Set task |
All of the lines below are to be printed again exactly; images are excluded from the output.

Raw data |
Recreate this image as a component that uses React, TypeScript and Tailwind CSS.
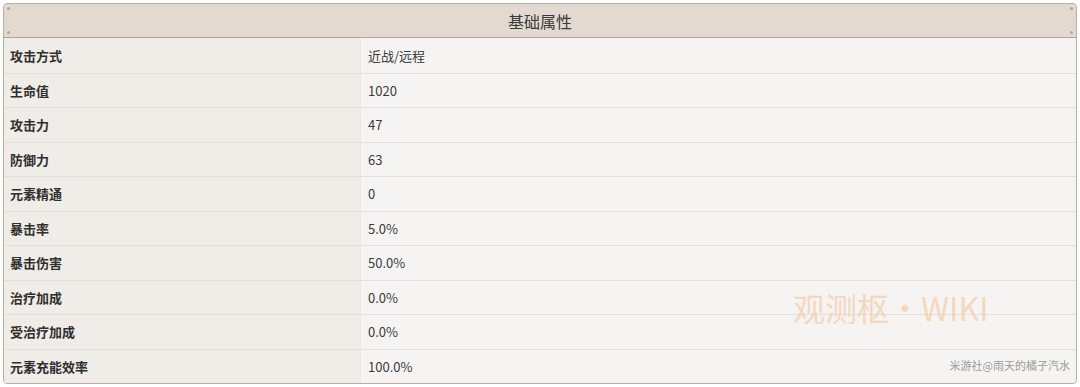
const rows: [string, string][] = [
  ["攻击方式", "近战/远程"],
  ["生命值", "1020"],
  ["攻击力", "47"],
  ["防御力", "63"],
  ["元素精通", "0"],
  ["暴击率", "5.0%"],
  ["暴击伤害", "50.0%"],
  ["治疗加成", "0.0%"],
  ["受治疗加成", "0.0%"],
  ["元素充能效率", "100.0%"],
];

const font = { fontFamily: '"Noto Sans CJK SC", "Noto Sans", sans-serif' };

export default function App() {
  return (
    <div className="h-[387px] w-[1080px] bg-white p-[3px]" style={font}>
      <div className="relative h-[381px] overflow-hidden rounded-[4px] border border-[#b9aca2] bg-[#f5f4f3]">
        <div className="relative flex h-[34px] items-center justify-center border-b border-[#b3a497] bg-[#e2d9d1] text-[16px] text-[#3a3a3a]">
          基础属性
          <span className="absolute left-[3px] top-[3px] h-[3px] w-[3px] rounded-full bg-[#b3a497]" />
          <span className="absolute bottom-[3px] left-[3px] h-[3px] w-[3px] rounded-full bg-[#b3a497]" />
          <span className="absolute right-[3px] top-[3px] h-[3px] w-[3px] rounded-full bg-[#b3a497]" />
          <span className="absolute bottom-[3px] right-[3px] h-[3px] w-[3px] rounded-full bg-[#b3a497]" />
        </div>
        {rows.map(([k, v], i) => (
          <div
            key={k}
            className={`grid h-[34.5px] grid-cols-[357px_1fr] text-[13px] ${i > 0 ? "border-t border-[#e3dfdb]" : ""}`}
          >
            <div className="flex items-center border-r border-[#ebe7e3] bg-[#f0ece8] pl-[6px] font-bold text-[#2f2f2f]">
              {k}
            </div>
            <div className="flex items-center pl-[7px] text-[#3a3a3a]">{v}</div>
          </div>
        ))}
        {/* watermarks over the table */}
        <div className="pointer-events-none absolute left-[789px] top-[287px] text-[32px] leading-none text-[#f3d2b3] opacity-80">
          观测枢・WIKI
        </div>
        <div className="absolute bottom-[10px] right-[6px] text-[11px] text-[#9a9a9a]">
          米游社@雨天的橘子汽水
        </div>
      </div>
    </div>
  );
}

Response |
Recreate this image as a component that uses React, TypeScript and Tailwind CSS.
const rows: [string, string][] = [
  ["攻击方式", "近战/远程"],
  ["生命值", "1020"],
  ["攻击力", "47"],
  ["防御力", "63"],
  ["元素精通", "0"],
  ["暴击率", "5.0%"],
  ["暴击伤害", "50.0%"],
  ["治疗加成", "0.0%"],
  ["受治疗加成", "0.0%"],
  ["元素充能效率", "100.0%"],
];

const font = { fontFamily: '"Noto Sans CJK SC", "Noto Sans", sans-serif' };

export default function App() {
  return (
    <div className="h-[387px] w-[1080px] bg-white p-[3px]" style={font}>
      <div className="relative h-[381px] overflow-hidden rounded-[4px] border border-[#b9aca2] bg-[#f5f4f3]">
        <div className="relative flex h-[34px] items-center justify-center border-b border-[#b3a497] bg-[#e2d9d1] text-[16px] text-[#3a3a3a]">
          基础属性
          <span className="absolute left-[3px] top-[3px] h-[3px] w-[3px] rounded-full bg-[#b3a497]" />
          <span className="absolute bottom-[3px] left-[3px] h-[3px] w-[3px] rounded-full bg-[#b3a497]" />
          <span className="absolute right-[3px] top-[3px] h-[3px] w-[3px] rounded-full bg-[#b3a497]" />
          <span className="absolute bottom-[3px] right-[3px] h-[3px] w-[3px] rounded-full bg-[#b3a497]" />
        </div>
        {rows.map(([k, v], i) => (
          <div
            key={k}
            className={`grid h-[34.5px] grid-cols-[357px_1fr] text-[13px] ${i > 0 ? "border-t border-[#e3dfdb]" : ""}`}
          >
            <div className="flex items-center border-r border-[#ebe7e3] bg-[#f0ece8] pl-[6px] font-bold text-[#2f2f2f]">
              {k}
            </div>
            <div className="flex items-center pl-[7px] text-[#3a3a3a]">{v}</div>
          </div>
        ))}
        {/* watermarks over the table */}
        <div className="pointer-events-none absolute left-[789px] top-[287px] text-[32px] leading-none text-[#f3d2b3] opacity-80">
          观测枢・WIKI
        </div>
        <div className="absolute bottom-[10px] right-[6px] text-[11px] text-[#9a9a9a]">
          米游社@雨天的橘子汽水
        </div>
      </div>
    </div>
  );
}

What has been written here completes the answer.